# Someone Help Me as A Human-Being



## Ebrahim (Jul 13, 2010)

Hello, My name is Ebrahim Djafari Armanian. I was born on 25th June, 1968 in Tehran - Iran. In 1991 I ran away from this country to Japan because that time Iranian young people could enter in Japan without visa and in the Airport we could get a tourist visa for 90 days. There I tried to extend or take some long permission for staying in Japan and do not come back to this Hell. But I couldn't... But Japanese government let us to stay there as long as we want and as long as any crime we commit. But when World Cup Soccer of 2002 chosed to be in Japan and Korea, Japan government began to arrest all overstay foreigners and send then home. I could not accept that because I was just living there as a human-being who want to be free and feel alive in this world. Any way, it was 10 years in 2000 when I was arrested just for being overstay. I learn English, Japanese, Spanish & Portuguese when I was there. I don't have any degrees but I will get them as soon as possible I get an opportunity. Now I am in Iran and I CAN NOT take this holly law and disaster any more. Here I have to be ANYTHING OR ANYONE EXCEPT A HUMAN-BEING to live and stay alive. Life is just once and I always tried to be good, not only for myself but also for others in my enviroment. I have worked in Japan as an operator of MST (Mount Surface Technology) machines, too! I can set Airconditioner units, translator, Repair Eletronics tools problem, Fix or repairs cars (worked as assistant of mechanic) and some other more.

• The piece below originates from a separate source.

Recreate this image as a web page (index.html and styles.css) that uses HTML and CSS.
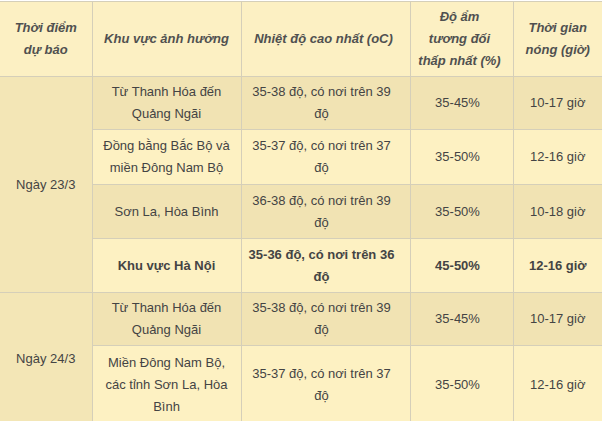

I wish and beg for someone to help me to find a job in the USA. I can't pay his/her fee right now but I PROMISE TO PAYBACK HIM/HER AS LONG AS HE/SHE WANTS TO BE PAID. BUT HE/SHE HAS TO BE HONEST AND FAIR TO ME. Thank you so much for your kind attention


----------



## Davis1 (Feb 20, 2009)

to get a work visa in the US you will need a Degree ... 
there is just no way around it ... but there is very little work available ..
many Americans are unemployed ... try another country


----------